Peak-aware scheduling
Peak load management is a quiet lever. A policy that shifts non-critical actions away from peak windows, or prepares the thermal state slightly ahead of predictable peaks, can reduce both energy cost and operational stress. The key is staying inside strict temperature constraints while doing it. Which brings us to safety.
Safety is not a footnote, it is the product
Any serious RL proposal in freezing lives or dies on guardrails. The practical direction is “safe RL” or “constrained RL”: policies trained and deployed with hard constraints, safety layers, and immediate fallback behavior.
In plain operational terms, that means:
Hard temperature limits that the policy cannot violate.
Fallback to conventional control when sensor confidence drops or the system leaves the trained envelope.
Interlocks stay non-negotiable.
Shadow mode validation before the controller is allowed to act.
No cold chain operator wants a brilliant energy curve paired with a ruined pallet. The winning deployments will treat safety as the primary spec, and energy as the optimization inside that box.
What decision makers should demand before calling it “production-ready”

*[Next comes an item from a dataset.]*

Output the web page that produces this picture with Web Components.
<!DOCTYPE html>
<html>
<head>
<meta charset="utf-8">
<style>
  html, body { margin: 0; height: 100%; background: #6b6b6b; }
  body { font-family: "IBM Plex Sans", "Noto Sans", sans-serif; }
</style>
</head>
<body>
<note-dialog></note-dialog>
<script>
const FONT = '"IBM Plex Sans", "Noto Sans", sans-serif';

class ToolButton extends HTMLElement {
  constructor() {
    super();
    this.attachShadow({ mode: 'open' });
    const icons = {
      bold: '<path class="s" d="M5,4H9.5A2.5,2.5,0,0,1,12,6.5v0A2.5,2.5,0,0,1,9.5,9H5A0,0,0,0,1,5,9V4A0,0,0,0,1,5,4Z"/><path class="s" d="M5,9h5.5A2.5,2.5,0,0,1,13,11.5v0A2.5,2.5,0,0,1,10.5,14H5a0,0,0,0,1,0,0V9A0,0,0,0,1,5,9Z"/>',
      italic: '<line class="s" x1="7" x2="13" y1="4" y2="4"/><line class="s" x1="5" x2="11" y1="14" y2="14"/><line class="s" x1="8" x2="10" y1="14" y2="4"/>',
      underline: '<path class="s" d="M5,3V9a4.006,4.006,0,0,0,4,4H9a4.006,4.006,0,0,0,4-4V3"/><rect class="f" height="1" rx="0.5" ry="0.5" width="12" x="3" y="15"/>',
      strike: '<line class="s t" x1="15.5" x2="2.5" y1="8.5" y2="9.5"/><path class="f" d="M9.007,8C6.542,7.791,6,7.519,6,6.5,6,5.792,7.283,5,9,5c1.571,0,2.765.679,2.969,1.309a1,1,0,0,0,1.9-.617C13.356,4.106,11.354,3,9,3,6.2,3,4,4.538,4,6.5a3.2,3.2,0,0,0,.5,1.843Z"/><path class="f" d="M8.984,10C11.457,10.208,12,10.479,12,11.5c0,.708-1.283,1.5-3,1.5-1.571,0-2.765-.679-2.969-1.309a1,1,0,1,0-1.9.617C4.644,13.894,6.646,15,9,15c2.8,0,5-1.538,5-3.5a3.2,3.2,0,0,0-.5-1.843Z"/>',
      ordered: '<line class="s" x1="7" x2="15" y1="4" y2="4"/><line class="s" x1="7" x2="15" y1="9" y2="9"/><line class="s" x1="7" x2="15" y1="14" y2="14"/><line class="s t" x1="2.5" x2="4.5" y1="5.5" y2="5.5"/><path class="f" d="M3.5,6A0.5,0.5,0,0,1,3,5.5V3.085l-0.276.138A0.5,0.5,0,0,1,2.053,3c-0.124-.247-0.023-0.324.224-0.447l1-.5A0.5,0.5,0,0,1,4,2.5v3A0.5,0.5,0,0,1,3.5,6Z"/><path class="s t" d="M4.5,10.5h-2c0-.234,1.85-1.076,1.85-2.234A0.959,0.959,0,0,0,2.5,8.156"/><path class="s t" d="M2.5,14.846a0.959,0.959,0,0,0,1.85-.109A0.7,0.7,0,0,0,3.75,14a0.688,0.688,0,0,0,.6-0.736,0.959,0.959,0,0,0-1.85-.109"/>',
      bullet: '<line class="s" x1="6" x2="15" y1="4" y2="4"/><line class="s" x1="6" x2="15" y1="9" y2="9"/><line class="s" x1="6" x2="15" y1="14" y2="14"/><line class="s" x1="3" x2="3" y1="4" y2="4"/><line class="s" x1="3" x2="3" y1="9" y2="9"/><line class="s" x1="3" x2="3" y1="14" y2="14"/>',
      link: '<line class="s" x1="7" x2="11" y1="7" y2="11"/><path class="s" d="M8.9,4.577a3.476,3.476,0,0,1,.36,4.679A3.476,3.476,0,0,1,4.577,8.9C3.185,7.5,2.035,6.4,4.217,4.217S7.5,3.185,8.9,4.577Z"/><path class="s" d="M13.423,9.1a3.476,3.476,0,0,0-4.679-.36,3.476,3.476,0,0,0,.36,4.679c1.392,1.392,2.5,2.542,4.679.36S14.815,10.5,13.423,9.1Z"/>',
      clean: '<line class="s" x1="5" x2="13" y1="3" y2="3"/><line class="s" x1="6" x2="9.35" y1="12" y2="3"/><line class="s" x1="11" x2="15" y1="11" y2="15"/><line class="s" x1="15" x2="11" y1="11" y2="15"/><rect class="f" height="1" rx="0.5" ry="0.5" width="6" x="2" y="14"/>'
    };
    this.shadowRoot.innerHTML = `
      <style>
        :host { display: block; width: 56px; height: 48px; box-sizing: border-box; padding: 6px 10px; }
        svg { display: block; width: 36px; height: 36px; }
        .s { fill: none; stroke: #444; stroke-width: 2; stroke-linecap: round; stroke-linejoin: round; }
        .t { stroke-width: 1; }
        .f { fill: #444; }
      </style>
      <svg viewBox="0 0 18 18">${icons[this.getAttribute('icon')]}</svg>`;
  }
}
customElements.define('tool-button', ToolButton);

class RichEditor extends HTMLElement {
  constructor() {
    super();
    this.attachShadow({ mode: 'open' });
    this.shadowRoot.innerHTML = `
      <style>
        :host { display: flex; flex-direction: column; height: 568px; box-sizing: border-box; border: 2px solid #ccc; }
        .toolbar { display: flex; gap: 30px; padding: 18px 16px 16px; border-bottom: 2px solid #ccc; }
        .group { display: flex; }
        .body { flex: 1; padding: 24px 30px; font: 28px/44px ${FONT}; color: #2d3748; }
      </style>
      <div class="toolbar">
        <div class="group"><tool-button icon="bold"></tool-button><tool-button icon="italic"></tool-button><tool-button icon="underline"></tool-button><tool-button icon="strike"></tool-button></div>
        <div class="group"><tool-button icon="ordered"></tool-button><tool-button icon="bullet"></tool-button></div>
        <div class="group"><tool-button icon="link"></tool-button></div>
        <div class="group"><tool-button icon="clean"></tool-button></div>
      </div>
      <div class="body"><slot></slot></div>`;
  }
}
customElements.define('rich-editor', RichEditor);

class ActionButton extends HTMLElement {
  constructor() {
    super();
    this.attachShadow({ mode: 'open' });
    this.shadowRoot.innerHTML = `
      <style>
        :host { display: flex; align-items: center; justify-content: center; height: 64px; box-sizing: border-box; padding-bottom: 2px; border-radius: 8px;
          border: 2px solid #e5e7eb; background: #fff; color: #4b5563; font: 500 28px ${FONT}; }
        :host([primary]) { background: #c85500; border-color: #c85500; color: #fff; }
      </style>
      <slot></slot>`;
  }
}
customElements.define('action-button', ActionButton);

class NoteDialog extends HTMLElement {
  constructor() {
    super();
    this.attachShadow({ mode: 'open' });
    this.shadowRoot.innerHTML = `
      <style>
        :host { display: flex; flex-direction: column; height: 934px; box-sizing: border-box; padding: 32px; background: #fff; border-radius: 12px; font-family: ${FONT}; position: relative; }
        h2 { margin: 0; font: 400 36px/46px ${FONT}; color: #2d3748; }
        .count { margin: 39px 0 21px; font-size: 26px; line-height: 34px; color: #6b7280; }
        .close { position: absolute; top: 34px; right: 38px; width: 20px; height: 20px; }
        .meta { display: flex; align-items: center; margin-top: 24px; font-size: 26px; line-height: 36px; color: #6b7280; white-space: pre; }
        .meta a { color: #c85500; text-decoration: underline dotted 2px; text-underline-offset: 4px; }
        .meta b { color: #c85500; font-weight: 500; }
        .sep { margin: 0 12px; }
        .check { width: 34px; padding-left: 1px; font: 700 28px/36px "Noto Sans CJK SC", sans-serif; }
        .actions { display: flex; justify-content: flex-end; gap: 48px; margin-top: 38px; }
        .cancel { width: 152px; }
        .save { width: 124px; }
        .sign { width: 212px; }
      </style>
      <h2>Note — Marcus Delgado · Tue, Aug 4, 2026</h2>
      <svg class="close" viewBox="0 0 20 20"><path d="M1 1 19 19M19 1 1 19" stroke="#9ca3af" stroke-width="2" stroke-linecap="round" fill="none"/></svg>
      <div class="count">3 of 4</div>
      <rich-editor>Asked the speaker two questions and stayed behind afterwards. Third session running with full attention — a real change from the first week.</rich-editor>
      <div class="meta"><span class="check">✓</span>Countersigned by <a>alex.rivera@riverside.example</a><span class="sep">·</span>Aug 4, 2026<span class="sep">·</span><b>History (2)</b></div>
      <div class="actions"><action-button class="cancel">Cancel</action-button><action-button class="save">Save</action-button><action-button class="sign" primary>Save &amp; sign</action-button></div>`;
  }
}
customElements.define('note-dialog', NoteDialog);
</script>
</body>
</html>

RL can look impressive in a demo. The question is whether it behaves like a grown-up in the plant. A practical evaluation should insist on:
Defrost cycle performance under real temperature swings and humidity conditions, not just steady lab days.

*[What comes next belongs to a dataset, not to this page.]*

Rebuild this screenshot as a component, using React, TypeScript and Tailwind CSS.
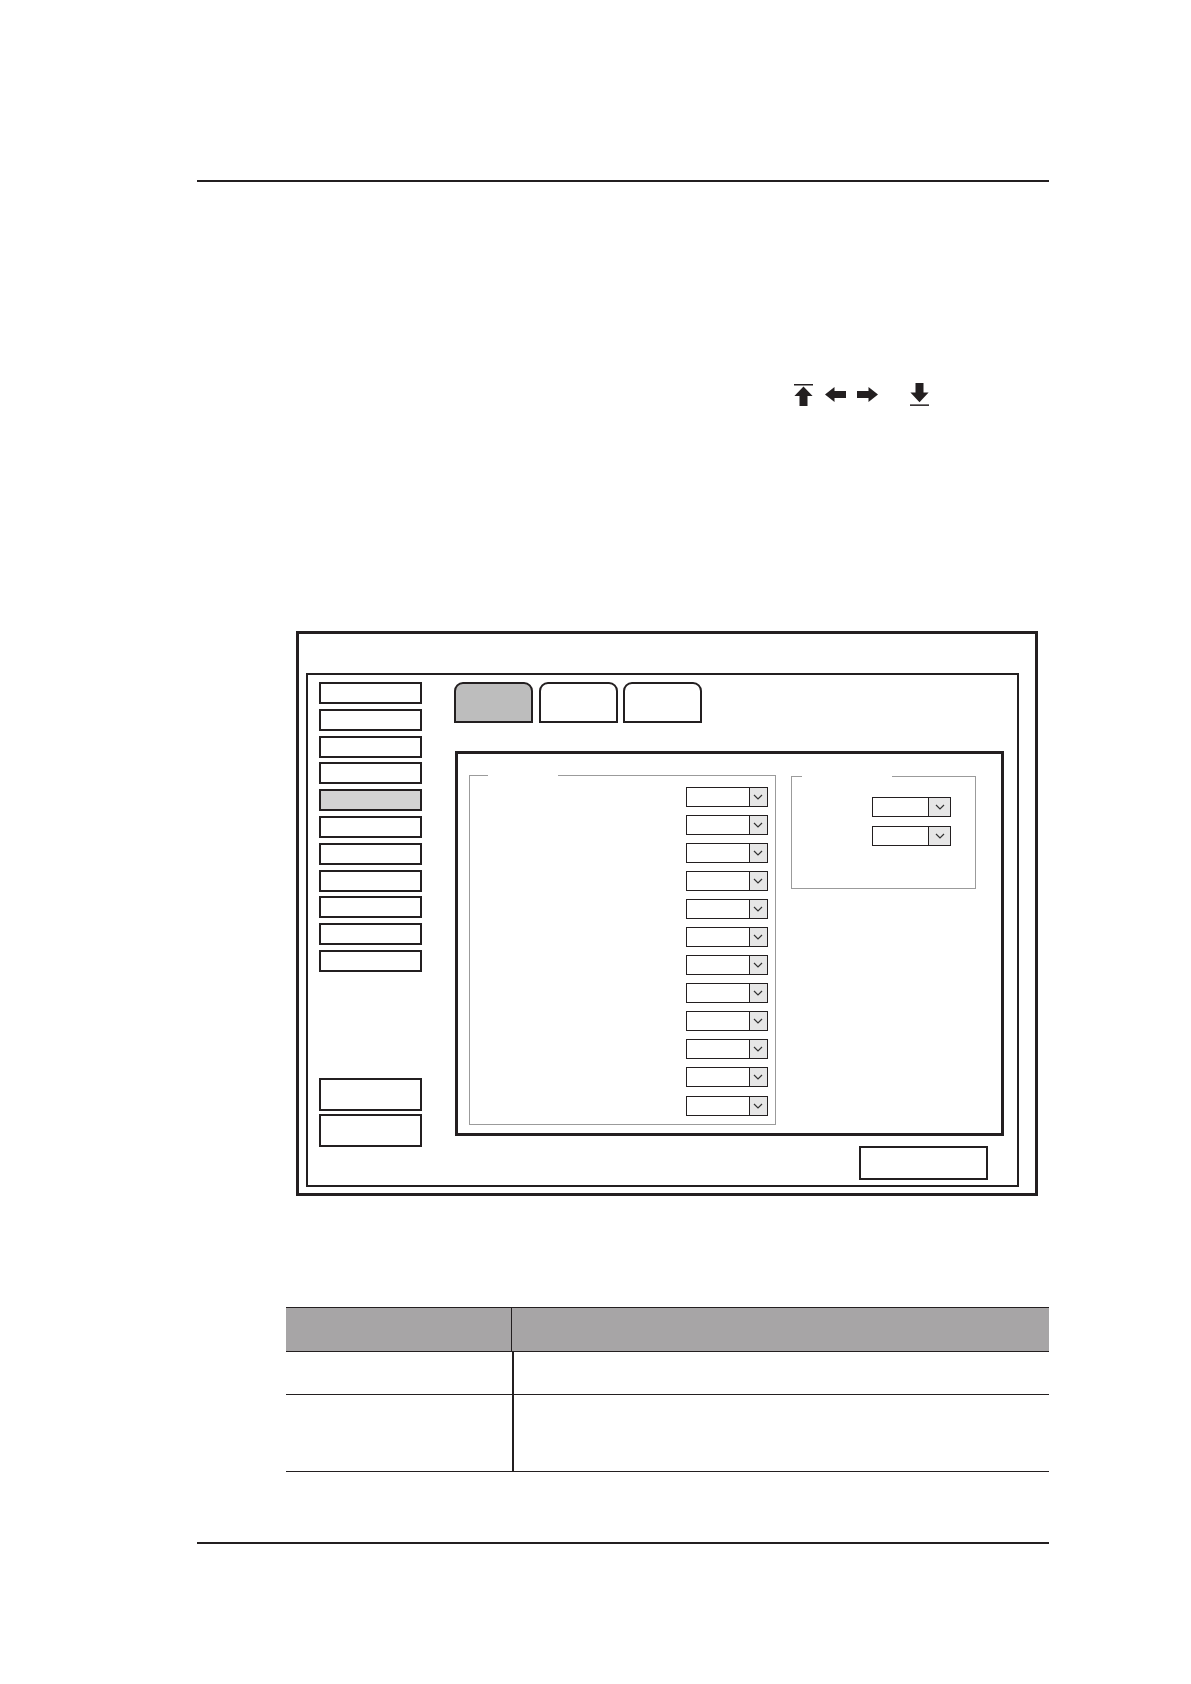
import React from 'react'

const ink = 'border-[#231f20]'

function Chevron() {
  return (
    <svg width="10" height="6" viewBox="0 0 10 6" className="block">
      <polyline points="1,1 5,5 9,1" fill="none" stroke="#333" strokeWidth="1.2" />
    </svg>
  )
}

function Dropdown({ box = 64, btn = 19, h = 20 }: { box?: number; btn?: number; h?: number }) {
  return (
    <div className="flex" style={{ height: h }}>
      <div className={`border-[1.5px] ${ink} bg-white`} style={{ width: box }} />
      <div
        className={`-ml-[1.5px] flex items-center justify-center border-[1.5px] ${ink} bg-[#e6e6e6]`}
        style={{ width: btn }}
      >
        <Chevron />
      </div>
    </div>
  )
}

function GroupBox({
  gapLeft,
  gapWidth,
  className,
  children,
}: {
  gapLeft: number
  gapWidth: number
  className: string
  children?: React.ReactNode
}) {
  return (
    <div className={`relative border-[1.5px] border-[#9b9b9b] ${className}`}>
      <span
        className="absolute -top-[2px] h-[3px] bg-white"
        style={{ left: gapLeft, width: gapWidth }}
      />
      {children}
    </div>
  )
}

function SideButton({ selected = false, h = 22 }: { selected?: boolean; h?: number }) {
  return (
    <div
      className={`w-[103px] border-2 ${ink} ${selected ? 'bg-[#d3d3d3]' : 'bg-white'}`}
      style={{ height: h }}
    />
  )
}

function Tab({ active = false }: { active?: boolean }) {
  return (
    <div
      className={`h-[41px] w-[79px] rounded-t-[9px] border-2 ${ink} ${active ? 'bg-[#bdbdbd]' : 'bg-white'}`}
    />
  )
}

function NavIcons() {
  const fill = '#231f20'
  return (
    <div className="ml-[794px] mt-[201px] flex items-center">
      {/* to top */}
      <svg width="19" height="22" viewBox="0 0 19 22">
        <rect x="0" y="0" width="19" height="1.5" fill={fill} />
        <polygon points="9.5,2.6 18.6,12 13.5,12 13.5,22 5.5,22 5.5,12 0.4,12" fill={fill} />
      </svg>
      {/* left */}
      <svg width="21" height="15" viewBox="0 0 21 15" className="ml-[12px]">
        <polygon points="0,7.5 9.5,0 9.5,4 21,4 21,11 9.5,11 9.5,15" fill={fill} />
      </svg>
      {/* right */}
      <svg width="21" height="15" viewBox="0 0 21 15" className="ml-[11px]">
        <polygon points="21,7.5 11.5,0 11.5,4 0,4 0,11 11.5,11 11.5,15" fill={fill} />
      </svg>
      {/* to bottom */}
      <svg width="19" height="23" viewBox="0 0 19 23" className="ml-[32px]">
        <polygon points="5.5,0 13.5,0 13.5,9.5 18.6,9.5 9.5,19.2 0.4,9.5 5.5,9.5" fill={fill} />
        <rect x="0" y="21.4" width="19" height="1.5" fill={fill} />
      </svg>
    </div>
  )
}

export default function App() {
  const leftDropdowns = Array.from({ length: 12 })
  const sideButtons = Array.from({ length: 11 })

  return (
    <div className="relative h-[1684px] w-[1191px] bg-white font-['Liberation_Sans',Arial,sans-serif]">
      <div className="pt-[180px]">
        <div className="ml-[197px] h-[2px] w-[852px] bg-[#231f20]" />
      </div>

      <NavIcons />

      {/* dialog */}
      <div className={`ml-[296px] mt-[225px] h-[565px] w-[742px] border-[3px] ${ink} pl-[7px] pt-[39px]`}>
        <div className={`flex h-[514px] w-[713px] border-2 ${ink}`}>
          {/* left nav */}
          <div className="ml-[11px] mt-[7px] flex flex-col">
            <div className="flex flex-col gap-[4.8px]">
              {sideButtons.map((_, i) => (
                <SideButton key={i} selected={i === 4} />
              ))}
            </div>
            <div className="mt-[106px] flex flex-col gap-[3px]">
              <SideButton h={33} />
              <SideButton h={33} />
            </div>
          </div>

          {/* right content */}
          <div className="ml-[32px] mt-[7px] flex flex-col">
            <div className="flex gap-[5.5px]">
              <Tab active />
              <Tab />
              <Tab />
            </div>

            <div className={`mt-[28px] ml-[1px] flex h-[385px] w-[549px] border-[3px] ${ink}`}>
              <GroupBox gapLeft={18} gapWidth={70} className="ml-[11px] mt-[21px] h-[350px] w-[307px]">
                <div className="flex flex-col items-end gap-[8.1px] pr-[7.5px] pt-[10.5px]">
                  {leftDropdowns.map((_, i) => (
                    <Dropdown key={i} />
                  ))}
                </div>
              </GroupBox>

              <GroupBox gapLeft={10} gapWidth={90} className="ml-[15px] mt-[22px] h-[113px] w-[185px]">
                <div className="flex flex-col items-end gap-[9px] pr-[24px] pt-[19.5px]">
                  <Dropdown box={58} btn={23} h={20} />
                  <Dropdown box={58} btn={23} h={20} />
                </div>
              </GroupBox>
            </div>

            <div className="mt-[10px] flex justify-end pr-[16px]">
              <div className={`h-[34px] w-[129px] border-[2.5px] ${ink}`} />
            </div>
          </div>
        </div>
      </div>

      {/* table */}
      <div className="ml-[286px] mt-[111px] w-[763px]">
        <div className="flex h-[45px] border-y-[1.5px] border-[#231f20] bg-[#a7a5a6]">
          <div className="w-[226px] border-r-[1.5px] border-[#231f20]" />
          <div className="flex-1" />
        </div>
        <div className="flex h-[43px] border-b-[1.5px] border-[#231f20]">
          <div className="w-[227.5px] border-r-2 border-[#231f20]" />
          <div className="flex-1" />
        </div>
        <div className="flex h-[77px] border-b-[1.5px] border-[#231f20]">
          <div className="w-[227.5px] border-r-2 border-[#231f20]" />
          <div className="flex-1" />
        </div>
      </div>

      <div className="ml-[197px] mt-[70px] h-[2px] w-[852px] bg-[#231f20]" />
    </div>
  )
}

Abnormal-event stress testing: door events, warm loads, partial icing, sensor noise, equipment trips.
Operator transparency: clear reasons for actions, not black-box mystery.
KPIs beyond kWh: temperature band compliance, recovery time, alarm frequency, cycling intensity, defrost duration and count.
When those are met, the conversation moves from “AI experiment” to “control upgrade”. That is the line that matters in energy-efficient freezing.
Conclusion
PID is not going away, and it should not. It is reliable and it stabilizes the plant. But PID alone struggles with the planning problems that drive waste: defrost timing, recovery behavior, peak periods, and messy abnormal events. Reinforcement learning is being positioned as the supervisory layer that can make those decisions better while respecting strict temperature safety.
If the industry gets this right, RL will not be a gimmick. It will be a practical way to cut kWh and reduce control turbulence during the exact moments that typically cost the most: defrost cycles and weird days.
Essential Insights
Reinforcement learning is emerging as a supervisory control layer for freezing and refrigeration systems, aiming to reduce energy use while keeping tight temperature stability through defrost and abnormal events. The practical path is hybrid control with strict constraints, clear fallbacks, and real-world stress testing.